**Records supplied**
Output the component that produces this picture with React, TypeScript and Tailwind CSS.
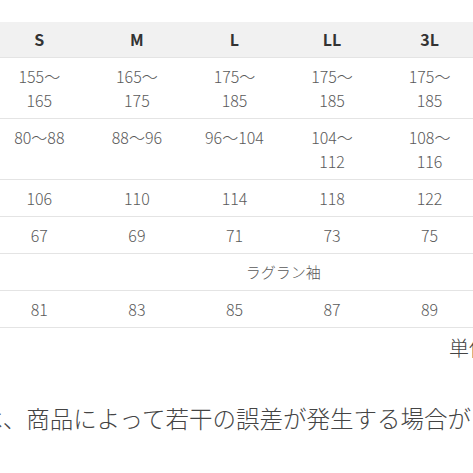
const sizes = ["S", "M", "L", "LL", "3L", "4L"];

const rows: { label: string; values: string[][] }[] = [
  {
    label: "身長",
    values: [
      ["155～", "165"],
      ["165～", "175"],
      ["175～", "185"],
      ["175～", "185"],
      ["175～", "185"],
      ["185～", "195"],
    ],
  },
  {
    label: "胸囲",
    values: [["80～88"], ["88～96"], ["96～104"], ["104～", "112"], ["108～", "116"], ["116～", "124"]],
  },
  { label: "身幅", values: [["106"], ["110"], ["114"], ["118"], ["122"], ["126"]] },
  { label: "着丈", values: [["67"], ["69"], ["71"], ["73"], ["75"], ["77"]] },
];

const App = () => {
  return (
    <div className="w-[473px] h-[473px] overflow-hidden bg-white font-['Noto_Sans_CJK_JP',sans-serif]">
      <div className="w-[683px] ml-[-107px] pt-[22px]">
        {/* Size table */}
        <table className="w-[683px] table-fixed border-collapse text-center">
          <thead>
            <tr className="h-[35px] bg-[#f1f1f1] border-b border-[#e4e4e4]">
              <th className="font-bold text-[16px] text-[#333]">サイズ</th>
              {sizes.map((s) => (
                <th key={s} className="font-bold text-[16px] text-[#333]">
                  {s}
                </th>
              ))}
            </tr>
          </thead>
          <tbody className="text-[16px] font-['Noto_Sans_CJK_JP_Light','Noto_Sans_CJK_JP',sans-serif] font-light text-[#5a5a5a] leading-[24px]">
            {rows.map((r) => (
              <tr key={r.label} className="border-b border-[#e4e4e4]">
                <td className="py-[6px] align-top">{r.label}</td>
                {r.values.map((v, i) => (
                  <td key={i} className="py-[6px] align-top">
                    {v.map((line, j) => (
                      <div key={j}>{line}</div>
                    ))}
                  </td>
                ))}
              </tr>
            ))}
            <tr className="border-b border-[#e4e4e4]">
              <td className="py-[6px]">袖</td>
              <td colSpan={6} className="py-[6px] text-[15px]">
                ラグラン袖
              </td>
            </tr>
            <tr className="border-b border-[#e4e4e4]">
              <td className="py-[6px]">裄丈</td>
              {["81", "83", "85", "87", "89", "91"].map((v) => (
                <td key={v} className="py-[6px]">
                  {v}
                </td>
              ))}
            </tr>
          </tbody>
        </table>

        <div className="flex justify-end pr-[39px] pt-[6px] text-[20px] font-light text-[#444] leading-[28px]">
          単位：cm
        </div>

        <p className="mt-[40px] ml-[-7px] text-[23.5px] font-['Noto_Sans_CJK_JP_Light','Noto_Sans_CJK_JP',sans-serif] font-light text-[#444] leading-[32px] whitespace-nowrap">
          ※サイズは、商品によって若干の誤差が発生する場合があります。
        </p>
      </div>
    </div>
  );
};

export default App;
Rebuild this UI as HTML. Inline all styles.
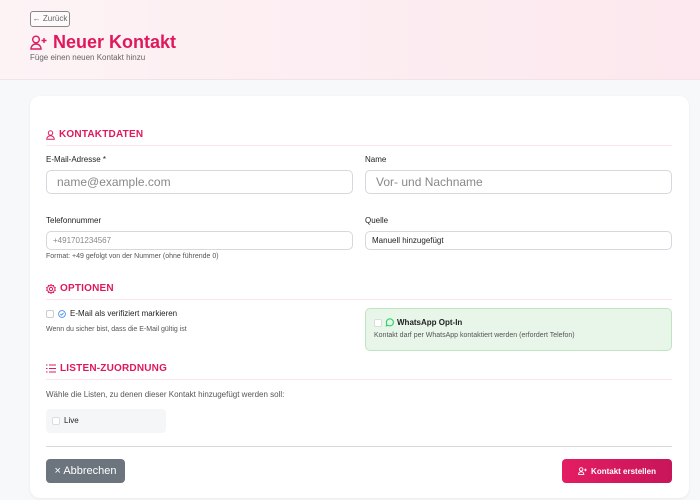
<!DOCTYPE html>
<html><head><meta charset="utf-8"><style>
*{box-sizing:border-box;margin:0;padding:0}
body{width:700px;height:500px;overflow:hidden;background:#f7f8fa;font-family:"Liberation Sans",sans-serif;color:#222;position:relative}
.hdr{position:absolute;left:0;top:0;width:700px;height:80px;background:linear-gradient(90deg,#fdf3f5,#fce8ee);border-bottom:1px solid #f3e3e7}
.abs{position:absolute}
.back{left:30px;top:11px;width:40px;height:16px;border:1px solid #888;border-radius:3px;font-size:8px;color:#666;line-height:14px;text-align:center;background:#fff8}
.title{left:30px;top:32px;font-size:18px;font-weight:bold;color:#e0185c;display:flex;align-items:center;gap:6px}
.sub{left:30px;top:53px;font-size:8px;color:#666}
.card{left:30px;top:96px;width:659px;height:402px;background:#fff;border-radius:10px;box-shadow:0 1px 3px rgba(0,0,0,.06)}
.sec{font-size:10px;font-weight:bold;color:#e0185c;display:flex;align-items:center;gap:4px;letter-spacing:.2px}
.line{height:1px;background:#fbe4ea}
.lbl{font-size:8px;color:#222}
.inp{border:1px solid #d5d8dc;border-radius:5px;background:#fff;padding-left:10px;color:#888}
.small{font-size:7px;color:#555}
.cb{width:8px;height:8px;border:1px solid #ccc;border-radius:2px;background:#fff;display:inline-block}
</style></head><body>
<div class="hdr"></div>
<div class="abs back">← Zurück</div>
<div class="abs title"><svg width="17" height="15" viewBox="0 0 17 15" fill="none" stroke="#e0185c" stroke-width="1.4"><circle cx="6" cy="4.5" r="3.3"/><path d="M1 14c0-3 2.3-5 5-5s5 2 5 5z"/><path d="M14 3v5M11.5 5.5h5"/></svg>Neuer Kontakt</div>
<div class="abs sub">Füge einen neuen Kontakt hinzu</div>
<div class="abs card"></div>

<div class="abs sec" style="left:46px;top:129px"><svg width="9" height="10" viewBox="0 0 9 10" fill="none" stroke="#e0185c" stroke-width="1"><circle cx="4.5" cy="3" r="2.2"/><path d="M.7 9.3c0-2 1.7-3.5 3.8-3.5s3.8 1.5 3.8 3.5z"/></svg>KONTAKTDATEN</div>
<div class="abs line" style="left:46px;top:145px;width:626px"></div>
<div class="abs lbl" style="left:46px;top:155px">E-Mail-Adresse *</div>
<div class="abs inp" style="left:46px;top:170px;width:307px;height:24px;font-size:12px;line-height:22px">name@example.com</div>
<div class="abs lbl" style="left:365px;top:155px">Name</div>
<div class="abs inp" style="left:365px;top:170px;width:307px;height:24px;font-size:12px;line-height:22px">Vor- und Nachname</div>
<div class="abs lbl" style="left:46px;top:216px">Telefonnummer</div>
<div class="abs inp" style="left:46px;top:231px;width:307px;height:19px;font-size:8px;line-height:17px;padding-left:6px">+491701234567</div>
<div class="abs small" style="left:46px;top:253px">Format: +49 gefolgt von der Nummer (ohne führende 0)</div>
<div class="abs lbl" style="left:365px;top:216px">Quelle</div>
<div class="abs inp" style="left:365px;top:231px;width:307px;height:19px;font-size:8px;line-height:17px;padding-left:6px;color:#222">Manuell hinzugefügt</div>

<div class="abs sec" style="left:46px;top:283px"><svg width="10" height="10" viewBox="0 0 10 10" fill="none" stroke="#e0185c" stroke-width="1"><circle cx="5" cy="5" r="1.6"/><path d="M5 .6l1 1.2 1.5-.3.4 1.5 1.4.6-.6 1.4.6 1.4-1.4.6-.4 1.5-1.5-.3L5 9.4l-1-1.2-1.5.3-.4-1.5-1.4-.6.6-1.4L.7 3.6l1.4-.6.4-1.5 1.5.3z"/></svg>OPTIONEN</div>
<div class="abs line" style="left:46px;top:299px;width:626px"></div>
<div class="abs" style="left:46px;top:309px;font-size:8px;display:flex;align-items:center;gap:4px"><span class="cb"></span><svg width="8" height="8" viewBox="0 0 8 8" fill="none" stroke="#4a8ef0" stroke-width=".9"><circle cx="4" cy="4" r="3.4"/><path d="M2.4 4l1.1 1.1 2.1-2.2"/></svg>E-Mail als verifiziert markieren</div>
<div class="abs small" style="left:46px;top:326px">Wenn du sicher bist, dass die E-Mail gültig ist</div>
<div class="abs" style="left:365px;top:308px;width:307px;height:43px;background:#e8f5e9;border:1px solid #bfe3c3;border-radius:5px"></div>
<div class="abs" style="left:374px;top:318px;font-size:8px;font-weight:bold;display:flex;align-items:center;gap:3px"><span class="cb" style="border-color:#ddd"></span><svg width="9" height="9" viewBox="0 0 9 9" fill="none" stroke="#25d366" stroke-width="1.1"><path d="M1.3 7.8l.5-1.8A3.5 3.5 0 1 1 3 7.3z"/></svg>WhatsApp Opt-In</div>
<div class="abs small" style="left:374px;top:332px">Kontakt darf per WhatsApp kontaktiert werden (erfordert Telefon)</div>

<div class="abs sec" style="left:46px;top:363px"><svg width="10" height="9" viewBox="0 0 10 9" fill="none" stroke="#e0185c" stroke-width="1"><path d="M0 1h1.5M0 4.5h1.5M0 8h1.5M3 1h7M3 4.5h7M3 8h7"/></svg>LISTEN-ZUORDNUNG</div>
<div class="abs line" style="left:46px;top:379px;width:626px"></div>
<div class="abs" style="left:46px;top:390px;font-size:8px;color:#555">Wähle die Listen, zu denen dieser Kontakt hinzugefügt werden soll:</div>
<div class="abs" style="left:46px;top:409px;width:120px;height:24px;background:#f5f6f8;border-radius:4px"></div>
<div class="abs" style="left:52px;top:416px;font-size:8px;display:flex;align-items:center;gap:4px"><span class="cb" style="border-color:#ddd"></span>Live</div>

<div class="abs" style="left:46px;top:446px;width:626px;height:1px;background:#d8d8d8"></div>
<div class="abs" style="left:46px;top:459px;width:79px;height:24px;background:#6c757d;border-radius:4px;color:#fff;font-size:11px;line-height:24px;text-align:center">× Abbrechen</div>
<div class="abs" style="left:562px;top:459px;width:110px;height:24px;background:linear-gradient(90deg,#e41d62,#c8155a);border-radius:4px;color:#fff;font-size:8px;font-weight:bold;display:flex;align-items:center;justify-content:center;gap:4px"><svg width="9" height="8" viewBox="0 0 17 15" fill="none" stroke="#fff" stroke-width="1.8"><circle cx="6" cy="4.5" r="3.3"/><path d="M1 14c0-3 2.3-5 5-5s5 2 5 5z"/><path d="M14 3v5M11.5 5.5h5"/></svg>Kontakt erstellen</div>
</body></html>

**What you will do**
Scan the listing above for the word "this" and copy every line that holds it.

**Result**
Output the component that produces this picture with React, TypeScript and Tailwind CSS.
Rebuild this UI as HTML. Inline all styles.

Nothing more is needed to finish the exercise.